To be done: Without the pictures, return all of the material exactly as written.

Data lines:
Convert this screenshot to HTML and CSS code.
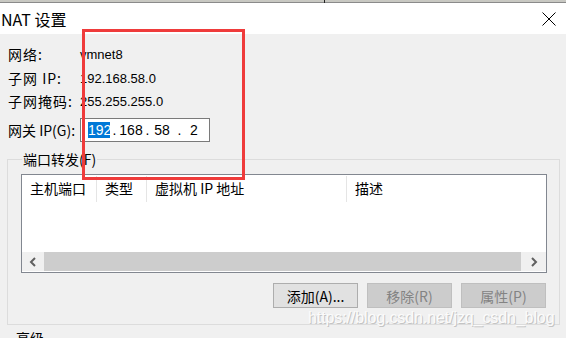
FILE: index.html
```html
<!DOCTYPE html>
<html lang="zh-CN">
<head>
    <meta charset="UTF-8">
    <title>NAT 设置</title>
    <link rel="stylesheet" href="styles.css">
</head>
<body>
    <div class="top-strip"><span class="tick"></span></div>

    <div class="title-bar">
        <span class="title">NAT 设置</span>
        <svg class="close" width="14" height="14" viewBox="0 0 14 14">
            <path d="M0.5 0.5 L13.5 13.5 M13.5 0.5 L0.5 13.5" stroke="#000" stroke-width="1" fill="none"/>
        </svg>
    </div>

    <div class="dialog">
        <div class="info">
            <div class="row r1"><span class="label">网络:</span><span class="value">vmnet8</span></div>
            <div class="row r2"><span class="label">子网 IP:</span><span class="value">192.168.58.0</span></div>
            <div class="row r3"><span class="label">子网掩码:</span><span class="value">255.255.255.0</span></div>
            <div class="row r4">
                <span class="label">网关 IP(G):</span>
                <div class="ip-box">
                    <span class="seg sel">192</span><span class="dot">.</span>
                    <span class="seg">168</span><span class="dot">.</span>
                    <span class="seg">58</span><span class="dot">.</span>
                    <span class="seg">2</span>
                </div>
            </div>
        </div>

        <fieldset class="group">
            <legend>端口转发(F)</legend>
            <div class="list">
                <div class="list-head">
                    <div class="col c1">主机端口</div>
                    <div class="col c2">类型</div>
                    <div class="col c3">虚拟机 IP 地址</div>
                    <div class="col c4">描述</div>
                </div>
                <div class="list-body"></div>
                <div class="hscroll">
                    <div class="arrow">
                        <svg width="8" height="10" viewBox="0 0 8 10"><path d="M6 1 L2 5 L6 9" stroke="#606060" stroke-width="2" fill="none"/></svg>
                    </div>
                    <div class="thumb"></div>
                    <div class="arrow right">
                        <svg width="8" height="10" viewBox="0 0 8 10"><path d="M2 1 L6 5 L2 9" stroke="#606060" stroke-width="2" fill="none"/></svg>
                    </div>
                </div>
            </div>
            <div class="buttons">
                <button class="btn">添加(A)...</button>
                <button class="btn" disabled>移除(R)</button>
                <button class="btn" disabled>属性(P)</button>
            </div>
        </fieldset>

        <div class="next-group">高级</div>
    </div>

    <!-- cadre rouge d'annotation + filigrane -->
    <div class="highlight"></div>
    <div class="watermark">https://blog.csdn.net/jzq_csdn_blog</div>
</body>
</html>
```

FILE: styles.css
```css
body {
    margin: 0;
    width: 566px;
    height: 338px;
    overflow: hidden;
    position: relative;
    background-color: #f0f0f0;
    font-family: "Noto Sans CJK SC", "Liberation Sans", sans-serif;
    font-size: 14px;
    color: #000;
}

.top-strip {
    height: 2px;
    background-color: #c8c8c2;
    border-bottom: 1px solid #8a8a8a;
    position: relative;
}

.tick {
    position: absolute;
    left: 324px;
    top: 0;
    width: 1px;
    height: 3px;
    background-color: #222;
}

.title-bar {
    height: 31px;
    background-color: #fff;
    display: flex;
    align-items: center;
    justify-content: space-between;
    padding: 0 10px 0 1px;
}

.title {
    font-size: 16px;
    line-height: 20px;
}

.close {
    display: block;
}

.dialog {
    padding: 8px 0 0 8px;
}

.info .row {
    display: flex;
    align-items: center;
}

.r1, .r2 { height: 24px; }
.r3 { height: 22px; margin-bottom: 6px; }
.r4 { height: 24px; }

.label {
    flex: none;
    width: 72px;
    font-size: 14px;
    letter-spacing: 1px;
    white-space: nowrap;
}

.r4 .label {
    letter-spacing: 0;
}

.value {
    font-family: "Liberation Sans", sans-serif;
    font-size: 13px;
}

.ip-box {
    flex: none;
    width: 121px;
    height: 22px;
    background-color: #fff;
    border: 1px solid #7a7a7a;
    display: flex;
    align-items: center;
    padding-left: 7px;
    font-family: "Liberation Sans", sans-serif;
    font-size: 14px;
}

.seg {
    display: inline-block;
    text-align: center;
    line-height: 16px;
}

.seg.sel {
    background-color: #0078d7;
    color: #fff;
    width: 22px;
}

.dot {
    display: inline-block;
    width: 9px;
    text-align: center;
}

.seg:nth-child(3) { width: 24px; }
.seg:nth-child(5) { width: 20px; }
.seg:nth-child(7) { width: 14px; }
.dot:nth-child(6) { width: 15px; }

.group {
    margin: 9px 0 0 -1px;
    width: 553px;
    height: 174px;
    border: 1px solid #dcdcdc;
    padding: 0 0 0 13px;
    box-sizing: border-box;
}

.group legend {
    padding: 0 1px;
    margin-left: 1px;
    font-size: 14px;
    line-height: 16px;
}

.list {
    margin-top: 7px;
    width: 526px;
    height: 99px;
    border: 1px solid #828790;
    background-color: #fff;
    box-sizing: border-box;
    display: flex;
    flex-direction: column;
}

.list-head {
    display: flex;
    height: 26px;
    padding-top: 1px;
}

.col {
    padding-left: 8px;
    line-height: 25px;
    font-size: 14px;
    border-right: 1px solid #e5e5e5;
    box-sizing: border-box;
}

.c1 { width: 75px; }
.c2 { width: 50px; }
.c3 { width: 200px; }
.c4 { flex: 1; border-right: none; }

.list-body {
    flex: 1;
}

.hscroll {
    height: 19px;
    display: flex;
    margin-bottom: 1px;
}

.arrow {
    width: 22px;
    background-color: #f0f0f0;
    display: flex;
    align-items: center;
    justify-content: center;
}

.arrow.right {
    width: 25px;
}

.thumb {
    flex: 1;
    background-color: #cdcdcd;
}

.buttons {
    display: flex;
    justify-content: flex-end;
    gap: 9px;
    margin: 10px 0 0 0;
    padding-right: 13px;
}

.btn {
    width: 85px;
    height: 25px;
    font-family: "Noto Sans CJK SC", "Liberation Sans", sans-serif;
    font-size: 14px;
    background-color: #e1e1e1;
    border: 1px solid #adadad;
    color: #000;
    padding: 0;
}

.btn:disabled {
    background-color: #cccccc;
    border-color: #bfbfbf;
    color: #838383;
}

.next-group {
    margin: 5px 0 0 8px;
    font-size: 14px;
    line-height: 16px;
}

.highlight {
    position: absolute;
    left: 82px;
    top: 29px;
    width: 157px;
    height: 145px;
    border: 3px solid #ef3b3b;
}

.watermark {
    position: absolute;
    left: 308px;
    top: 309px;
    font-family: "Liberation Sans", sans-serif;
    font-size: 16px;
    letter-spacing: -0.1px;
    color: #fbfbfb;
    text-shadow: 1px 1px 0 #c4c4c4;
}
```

Response to this task:
Convert this screenshot to HTML and CSS code.
FILE: index.html
```html
<!DOCTYPE html>
<html lang="zh-CN">
<head>
    <meta charset="UTF-8">
    <title>NAT 设置</title>
    <link rel="stylesheet" href="styles.css">
</head>
<body>
    <div class="top-strip"><span class="tick"></span></div>

    <div class="title-bar">
        <span class="title">NAT 设置</span>
        <svg class="close" width="14" height="14" viewBox="0 0 14 14">
            <path d="M0.5 0.5 L13.5 13.5 M13.5 0.5 L0.5 13.5" stroke="#000" stroke-width="1" fill="none"/>
        </svg>
    </div>

    <div class="dialog">
        <div class="info">
            <div class="row r1"><span class="label">网络:</span><span class="value">vmnet8</span></div>
            <div class="row r2"><span class="label">子网 IP:</span><span class="value">192.168.58.0</span></div>
            <div class="row r3"><span class="label">子网掩码:</span><span class="value">255.255.255.0</span></div>
            <div class="row r4">
                <span class="label">网关 IP(G):</span>
                <div class="ip-box">
                    <span class="seg sel">192</span><span class="dot">.</span>
                    <span class="seg">168</span><span class="dot">.</span>
                    <span class="seg">58</span><span class="dot">.</span>
                    <span class="seg">2</span>
                </div>
            </div>
        </div>

        <fieldset class="group">
            <legend>端口转发(F)</legend>
            <div class="list">
                <div class="list-head">
                    <div class="col c1">主机端口</div>
                    <div class="col c2">类型</div>
                    <div class="col c3">虚拟机 IP 地址</div>
                    <div class="col c4">描述</div>
                </div>
                <div class="list-body"></div>
                <div class="hscroll">
                    <div class="arrow">
                        <svg width="8" height="10" viewBox="0 0 8 10"><path d="M6 1 L2 5 L6 9" stroke="#606060" stroke-width="2" fill="none"/></svg>
                    </div>
                    <div class="thumb"></div>
                    <div class="arrow right">
                        <svg width="8" height="10" viewBox="0 0 8 10"><path d="M2 1 L6 5 L2 9" stroke="#606060" stroke-width="2" fill="none"/></svg>
                    </div>
                </div>
            </div>
            <div class="buttons">
                <button class="btn">添加(A)...</button>
                <button class="btn" disabled>移除(R)</button>
                <button class="btn" disabled>属性(P)</button>
            </div>
        </fieldset>

        <div class="next-group">高级</div>
    </div>

    <!-- cadre rouge d'annotation + filigrane -->
    <div class="highlight"></div>
    <div class="watermark">https://blog.csdn.net/jzq_csdn_blog</div>
</body>
</html>
```

FILE: styles.css
```css
body {
    margin: 0;
    width: 566px;
    height: 338px;
    overflow: hidden;
    position: relative;
    background-color: #f0f0f0;
    font-family: "Noto Sans CJK SC", "Liberation Sans", sans-serif;
    font-size: 14px;
    color: #000;
}

.top-strip {
    height: 2px;
    background-color: #c8c8c2;
    border-bottom: 1px solid #8a8a8a;
    position: relative;
}

.tick {
    position: absolute;
    left: 324px;
    top: 0;
    width: 1px;
    height: 3px;
    background-color: #222;
}

.title-bar {
    height: 31px;
    background-color: #fff;
    display: flex;
    align-items: center;
    justify-content: space-between;
    padding: 0 10px 0 1px;
}

.title {
    font-size: 16px;
    line-height: 20px;
}

.close {
    display: block;
}

.dialog {
    padding: 8px 0 0 8px;
}

.info .row {
    display: flex;
    align-items: center;
}

.r1, .r2 { height: 24px; }
.r3 { height: 22px; margin-bottom: 6px; }
.r4 { height: 24px; }

.label {
    flex: none;
    width: 72px;
    font-size: 14px;
    letter-spacing: 1px;
    white-space: nowrap;
}

.r4 .label {
    letter-spacing: 0;
}

.value {
    font-family: "Liberation Sans", sans-serif;
    font-size: 13px;
}

.ip-box {
    flex: none;
    width: 121px;
    height: 22px;
    background-color: #fff;
    border: 1px solid #7a7a7a;
    display: flex;
    align-items: center;
    padding-left: 7px;
    font-family: "Liberation Sans", sans-serif;
    font-size: 14px;
}

.seg {
    display: inline-block;
    text-align: center;
    line-height: 16px;
}

.seg.sel {
    background-color: #0078d7;
    color: #fff;
    width: 22px;
}

.dot {
    display: inline-block;
    width: 9px;
    text-align: center;
}

.seg:nth-child(3) { width: 24px; }
.seg:nth-child(5) { width: 20px; }
.seg:nth-child(7) { width: 14px; }
.dot:nth-child(6) { width: 15px; }

.group {
    margin: 9px 0 0 -1px;
    width: 553px;
    height: 174px;
    border: 1px solid #dcdcdc;
    padding: 0 0 0 13px;
    box-sizing: border-box;
}

.group legend {
    padding: 0 1px;
    margin-left: 1px;
    font-size: 14px;
    line-height: 16px;
}

.list {
    margin-top: 7px;
    width: 526px;
    height: 99px;
    border: 1px solid #828790;
    background-color: #fff;
    box-sizing: border-box;
    display: flex;
    flex-direction: column;
}

.list-head {
    display: flex;
    height: 26px;
    padding-top: 1px;
}

.col {
    padding-left: 8px;
    line-height: 25px;
    font-size: 14px;
    border-right: 1px solid #e5e5e5;
    box-sizing: border-box;
}

.c1 { width: 75px; }
.c2 { width: 50px; }
.c3 { width: 200px; }
.c4 { flex: 1; border-right: none; }

.list-body {
    flex: 1;
}

.hscroll {
    height: 19px;
    display: flex;
    margin-bottom: 1px;
}

.arrow {
    width: 22px;
    background-color: #f0f0f0;
    display: flex;
    align-items: center;
    justify-content: center;
}

.arrow.right {
    width: 25px;
}

.thumb {
    flex: 1;
    background-color: #cdcdcd;
}

.buttons {
    display: flex;
    justify-content: flex-end;
    gap: 9px;
    margin: 10px 0 0 0;
    padding-right: 13px;
}

.btn {
    width: 85px;
    height: 25px;
    font-family: "Noto Sans CJK SC", "Liberation Sans", sans-serif;
    font-size: 14px;
    background-color: #e1e1e1;
    border: 1px solid #adadad;
    color: #000;
    padding: 0;
}

.btn:disabled {
    background-color: #cccccc;
    border-color: #bfbfbf;
    color: #838383;
}

.next-group {
    margin: 5px 0 0 8px;
    font-size: 14px;
    line-height: 16px;
}

.highlight {
    position: absolute;
    left: 82px;
    top: 29px;
    width: 157px;
    height: 145px;
    border: 3px solid #ef3b3b;
}

.watermark {
    position: absolute;
    left: 308px;
    top: 309px;
    font-family: "Liberation Sans", sans-serif;
    font-size: 16px;
    letter-spacing: -0.1px;
    color: #fbfbfb;
    text-shadow: 1px 1px 0 #c4c4c4;
}
```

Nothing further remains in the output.